### SHORT TASK
How many lines hold the string "styles"? Reply with the number alone.

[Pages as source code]

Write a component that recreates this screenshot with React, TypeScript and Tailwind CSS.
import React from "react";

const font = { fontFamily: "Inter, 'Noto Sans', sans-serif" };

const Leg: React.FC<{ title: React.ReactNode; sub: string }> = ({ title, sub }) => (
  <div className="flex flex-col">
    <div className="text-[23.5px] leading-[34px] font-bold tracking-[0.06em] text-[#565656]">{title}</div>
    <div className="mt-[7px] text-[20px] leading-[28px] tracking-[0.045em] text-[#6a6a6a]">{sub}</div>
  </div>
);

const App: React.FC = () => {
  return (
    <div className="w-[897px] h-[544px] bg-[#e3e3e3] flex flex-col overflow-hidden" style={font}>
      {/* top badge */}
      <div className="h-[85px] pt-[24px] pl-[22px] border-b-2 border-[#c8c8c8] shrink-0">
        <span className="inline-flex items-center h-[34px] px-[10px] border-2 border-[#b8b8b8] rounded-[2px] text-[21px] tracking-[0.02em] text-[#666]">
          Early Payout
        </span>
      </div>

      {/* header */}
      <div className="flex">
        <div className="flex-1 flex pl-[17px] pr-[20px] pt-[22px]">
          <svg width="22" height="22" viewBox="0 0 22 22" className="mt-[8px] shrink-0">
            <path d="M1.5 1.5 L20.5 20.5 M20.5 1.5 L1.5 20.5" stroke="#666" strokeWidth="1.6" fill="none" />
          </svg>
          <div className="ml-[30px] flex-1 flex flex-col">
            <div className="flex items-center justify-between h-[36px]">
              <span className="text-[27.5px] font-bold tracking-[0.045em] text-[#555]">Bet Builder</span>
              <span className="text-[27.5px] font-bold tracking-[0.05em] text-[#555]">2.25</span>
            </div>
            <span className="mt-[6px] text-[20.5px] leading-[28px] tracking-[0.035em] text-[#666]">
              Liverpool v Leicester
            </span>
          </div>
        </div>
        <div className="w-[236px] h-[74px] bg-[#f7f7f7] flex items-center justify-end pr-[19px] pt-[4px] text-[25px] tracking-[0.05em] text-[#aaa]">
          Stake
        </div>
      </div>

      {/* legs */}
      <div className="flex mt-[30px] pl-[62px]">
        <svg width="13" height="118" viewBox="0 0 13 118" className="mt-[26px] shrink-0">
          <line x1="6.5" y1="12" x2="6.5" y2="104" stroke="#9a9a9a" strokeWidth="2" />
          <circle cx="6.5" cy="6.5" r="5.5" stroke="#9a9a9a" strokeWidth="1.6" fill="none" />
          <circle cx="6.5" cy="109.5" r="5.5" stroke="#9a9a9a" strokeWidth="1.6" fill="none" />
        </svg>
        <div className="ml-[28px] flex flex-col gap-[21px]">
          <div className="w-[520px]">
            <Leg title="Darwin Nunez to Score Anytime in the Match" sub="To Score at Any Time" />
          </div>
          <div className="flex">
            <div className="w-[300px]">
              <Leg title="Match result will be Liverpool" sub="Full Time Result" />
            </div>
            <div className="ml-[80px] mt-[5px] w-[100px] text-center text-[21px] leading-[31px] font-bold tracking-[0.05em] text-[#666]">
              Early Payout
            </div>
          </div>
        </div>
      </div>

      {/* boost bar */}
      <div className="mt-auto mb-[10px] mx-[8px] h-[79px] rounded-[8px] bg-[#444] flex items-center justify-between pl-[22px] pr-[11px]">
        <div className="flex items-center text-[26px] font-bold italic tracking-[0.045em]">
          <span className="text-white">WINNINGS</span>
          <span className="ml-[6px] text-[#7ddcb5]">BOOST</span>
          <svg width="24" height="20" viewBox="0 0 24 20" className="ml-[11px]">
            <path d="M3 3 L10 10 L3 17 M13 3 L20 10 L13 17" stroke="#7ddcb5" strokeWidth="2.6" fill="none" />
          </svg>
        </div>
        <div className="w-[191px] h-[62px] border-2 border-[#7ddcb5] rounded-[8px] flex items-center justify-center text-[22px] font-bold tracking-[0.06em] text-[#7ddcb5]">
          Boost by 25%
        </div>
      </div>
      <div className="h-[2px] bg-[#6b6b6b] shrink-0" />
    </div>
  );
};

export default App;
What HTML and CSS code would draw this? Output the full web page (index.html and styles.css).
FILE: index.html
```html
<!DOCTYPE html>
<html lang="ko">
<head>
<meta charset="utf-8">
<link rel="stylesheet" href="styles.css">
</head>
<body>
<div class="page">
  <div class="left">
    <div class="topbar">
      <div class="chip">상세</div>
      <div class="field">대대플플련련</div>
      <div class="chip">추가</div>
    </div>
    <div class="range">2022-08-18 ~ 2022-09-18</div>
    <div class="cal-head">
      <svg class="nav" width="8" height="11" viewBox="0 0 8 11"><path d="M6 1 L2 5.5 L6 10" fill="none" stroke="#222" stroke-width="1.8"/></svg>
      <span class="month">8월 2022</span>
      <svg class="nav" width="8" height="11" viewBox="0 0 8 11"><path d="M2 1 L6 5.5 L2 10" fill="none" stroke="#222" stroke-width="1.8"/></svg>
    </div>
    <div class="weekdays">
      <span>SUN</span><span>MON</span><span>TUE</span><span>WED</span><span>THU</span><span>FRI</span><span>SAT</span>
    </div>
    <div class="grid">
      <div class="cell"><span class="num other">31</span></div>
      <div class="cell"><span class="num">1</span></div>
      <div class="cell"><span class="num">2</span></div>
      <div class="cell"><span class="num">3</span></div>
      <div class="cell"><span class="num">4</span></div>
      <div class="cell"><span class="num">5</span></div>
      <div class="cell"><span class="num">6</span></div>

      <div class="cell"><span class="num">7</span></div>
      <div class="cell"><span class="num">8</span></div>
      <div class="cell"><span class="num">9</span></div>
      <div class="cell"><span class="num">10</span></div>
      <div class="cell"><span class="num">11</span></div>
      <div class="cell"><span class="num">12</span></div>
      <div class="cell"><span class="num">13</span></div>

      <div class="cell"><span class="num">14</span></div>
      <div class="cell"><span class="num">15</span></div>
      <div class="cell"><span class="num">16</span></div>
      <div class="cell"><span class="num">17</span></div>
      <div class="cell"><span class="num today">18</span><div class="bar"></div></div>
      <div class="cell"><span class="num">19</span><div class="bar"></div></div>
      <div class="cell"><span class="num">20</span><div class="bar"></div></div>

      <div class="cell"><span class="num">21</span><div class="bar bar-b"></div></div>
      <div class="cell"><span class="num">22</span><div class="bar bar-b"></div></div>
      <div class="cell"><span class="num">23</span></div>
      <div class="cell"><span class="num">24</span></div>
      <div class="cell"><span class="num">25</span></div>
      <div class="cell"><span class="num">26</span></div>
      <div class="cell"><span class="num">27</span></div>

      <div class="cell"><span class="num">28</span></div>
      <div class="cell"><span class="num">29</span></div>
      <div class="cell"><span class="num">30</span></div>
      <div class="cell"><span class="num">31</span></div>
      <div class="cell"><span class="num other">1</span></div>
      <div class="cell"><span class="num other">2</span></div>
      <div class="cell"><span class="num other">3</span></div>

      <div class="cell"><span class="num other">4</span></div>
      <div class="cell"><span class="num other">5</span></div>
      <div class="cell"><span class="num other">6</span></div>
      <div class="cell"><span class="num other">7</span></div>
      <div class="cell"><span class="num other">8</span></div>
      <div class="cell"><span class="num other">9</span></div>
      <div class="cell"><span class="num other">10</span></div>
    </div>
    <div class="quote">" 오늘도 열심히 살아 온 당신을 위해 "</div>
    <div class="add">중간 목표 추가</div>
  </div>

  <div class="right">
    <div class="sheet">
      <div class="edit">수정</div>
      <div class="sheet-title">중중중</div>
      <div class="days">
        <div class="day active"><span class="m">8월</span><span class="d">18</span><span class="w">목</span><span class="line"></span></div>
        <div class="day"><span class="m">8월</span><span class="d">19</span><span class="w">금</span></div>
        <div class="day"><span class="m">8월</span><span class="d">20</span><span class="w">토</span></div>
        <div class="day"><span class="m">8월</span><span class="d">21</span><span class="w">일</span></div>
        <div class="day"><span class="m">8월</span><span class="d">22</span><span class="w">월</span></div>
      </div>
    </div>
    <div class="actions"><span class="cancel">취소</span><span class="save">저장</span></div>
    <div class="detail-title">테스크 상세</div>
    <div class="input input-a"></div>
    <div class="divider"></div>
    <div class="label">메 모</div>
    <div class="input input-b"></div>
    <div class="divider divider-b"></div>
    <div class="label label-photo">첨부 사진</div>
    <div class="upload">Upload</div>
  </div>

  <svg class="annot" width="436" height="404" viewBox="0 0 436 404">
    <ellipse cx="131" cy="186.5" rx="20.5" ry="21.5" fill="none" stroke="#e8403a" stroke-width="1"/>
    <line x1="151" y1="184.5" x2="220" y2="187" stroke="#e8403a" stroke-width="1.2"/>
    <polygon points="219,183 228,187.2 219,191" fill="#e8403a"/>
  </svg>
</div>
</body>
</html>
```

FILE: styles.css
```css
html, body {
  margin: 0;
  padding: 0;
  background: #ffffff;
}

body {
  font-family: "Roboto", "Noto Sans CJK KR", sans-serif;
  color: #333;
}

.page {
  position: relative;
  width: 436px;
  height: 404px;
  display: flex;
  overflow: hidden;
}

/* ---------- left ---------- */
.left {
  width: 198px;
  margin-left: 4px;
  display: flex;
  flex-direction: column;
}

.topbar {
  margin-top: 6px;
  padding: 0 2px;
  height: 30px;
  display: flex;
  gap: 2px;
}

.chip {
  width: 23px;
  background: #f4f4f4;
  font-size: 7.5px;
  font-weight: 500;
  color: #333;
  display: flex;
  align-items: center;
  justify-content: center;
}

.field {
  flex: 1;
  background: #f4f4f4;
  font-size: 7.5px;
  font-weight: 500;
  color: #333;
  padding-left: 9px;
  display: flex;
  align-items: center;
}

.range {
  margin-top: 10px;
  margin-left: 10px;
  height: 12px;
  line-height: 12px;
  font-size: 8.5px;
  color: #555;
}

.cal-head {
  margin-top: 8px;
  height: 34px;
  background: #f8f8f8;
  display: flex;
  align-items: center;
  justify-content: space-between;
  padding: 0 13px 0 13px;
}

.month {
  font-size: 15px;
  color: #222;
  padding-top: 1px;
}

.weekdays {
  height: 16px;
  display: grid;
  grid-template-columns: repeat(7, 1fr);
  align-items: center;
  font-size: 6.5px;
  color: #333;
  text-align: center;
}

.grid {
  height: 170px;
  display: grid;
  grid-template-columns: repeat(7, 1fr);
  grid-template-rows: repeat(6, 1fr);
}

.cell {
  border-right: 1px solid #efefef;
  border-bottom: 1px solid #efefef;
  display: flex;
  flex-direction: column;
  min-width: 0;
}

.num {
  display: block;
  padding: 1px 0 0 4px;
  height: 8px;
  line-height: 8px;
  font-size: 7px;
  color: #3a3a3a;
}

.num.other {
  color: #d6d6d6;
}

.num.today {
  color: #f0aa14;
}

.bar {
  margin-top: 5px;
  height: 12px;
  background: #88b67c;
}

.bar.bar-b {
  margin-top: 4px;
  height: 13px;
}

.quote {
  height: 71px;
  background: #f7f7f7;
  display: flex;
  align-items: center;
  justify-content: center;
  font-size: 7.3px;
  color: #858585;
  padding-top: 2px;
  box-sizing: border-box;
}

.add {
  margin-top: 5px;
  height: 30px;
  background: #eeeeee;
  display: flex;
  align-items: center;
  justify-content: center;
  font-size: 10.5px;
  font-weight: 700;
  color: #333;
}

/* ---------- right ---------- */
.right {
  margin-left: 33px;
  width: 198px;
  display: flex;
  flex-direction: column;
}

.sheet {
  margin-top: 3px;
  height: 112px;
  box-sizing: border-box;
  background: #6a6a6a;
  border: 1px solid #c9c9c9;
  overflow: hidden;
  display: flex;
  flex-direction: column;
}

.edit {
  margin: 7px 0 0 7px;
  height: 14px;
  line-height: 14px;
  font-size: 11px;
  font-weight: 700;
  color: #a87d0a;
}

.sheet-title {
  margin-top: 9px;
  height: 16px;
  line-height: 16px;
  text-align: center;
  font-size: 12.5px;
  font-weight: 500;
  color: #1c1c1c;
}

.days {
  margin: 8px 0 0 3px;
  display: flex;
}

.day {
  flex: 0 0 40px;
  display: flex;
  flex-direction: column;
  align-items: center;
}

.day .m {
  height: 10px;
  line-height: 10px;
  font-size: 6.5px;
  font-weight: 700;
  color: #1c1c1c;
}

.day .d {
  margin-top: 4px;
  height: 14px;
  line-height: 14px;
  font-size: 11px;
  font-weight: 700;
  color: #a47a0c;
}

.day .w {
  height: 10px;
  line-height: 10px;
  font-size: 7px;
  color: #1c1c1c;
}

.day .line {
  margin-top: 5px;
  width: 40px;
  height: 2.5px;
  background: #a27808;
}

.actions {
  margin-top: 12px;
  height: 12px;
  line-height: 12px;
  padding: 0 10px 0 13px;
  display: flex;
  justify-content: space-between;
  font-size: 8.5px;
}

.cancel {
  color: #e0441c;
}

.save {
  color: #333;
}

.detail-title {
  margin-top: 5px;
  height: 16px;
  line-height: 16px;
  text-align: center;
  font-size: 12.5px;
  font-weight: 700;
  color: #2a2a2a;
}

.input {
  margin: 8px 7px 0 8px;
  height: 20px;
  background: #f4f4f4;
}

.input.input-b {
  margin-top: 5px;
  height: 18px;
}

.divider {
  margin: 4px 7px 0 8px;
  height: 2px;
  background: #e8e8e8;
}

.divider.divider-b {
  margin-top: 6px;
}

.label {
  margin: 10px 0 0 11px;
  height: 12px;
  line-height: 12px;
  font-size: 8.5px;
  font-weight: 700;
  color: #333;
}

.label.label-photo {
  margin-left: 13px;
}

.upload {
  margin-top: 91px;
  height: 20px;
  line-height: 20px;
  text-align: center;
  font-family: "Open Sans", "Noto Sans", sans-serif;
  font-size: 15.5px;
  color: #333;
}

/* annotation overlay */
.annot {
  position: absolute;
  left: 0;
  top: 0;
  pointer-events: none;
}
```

### SOLUTION TO THIS TASK
3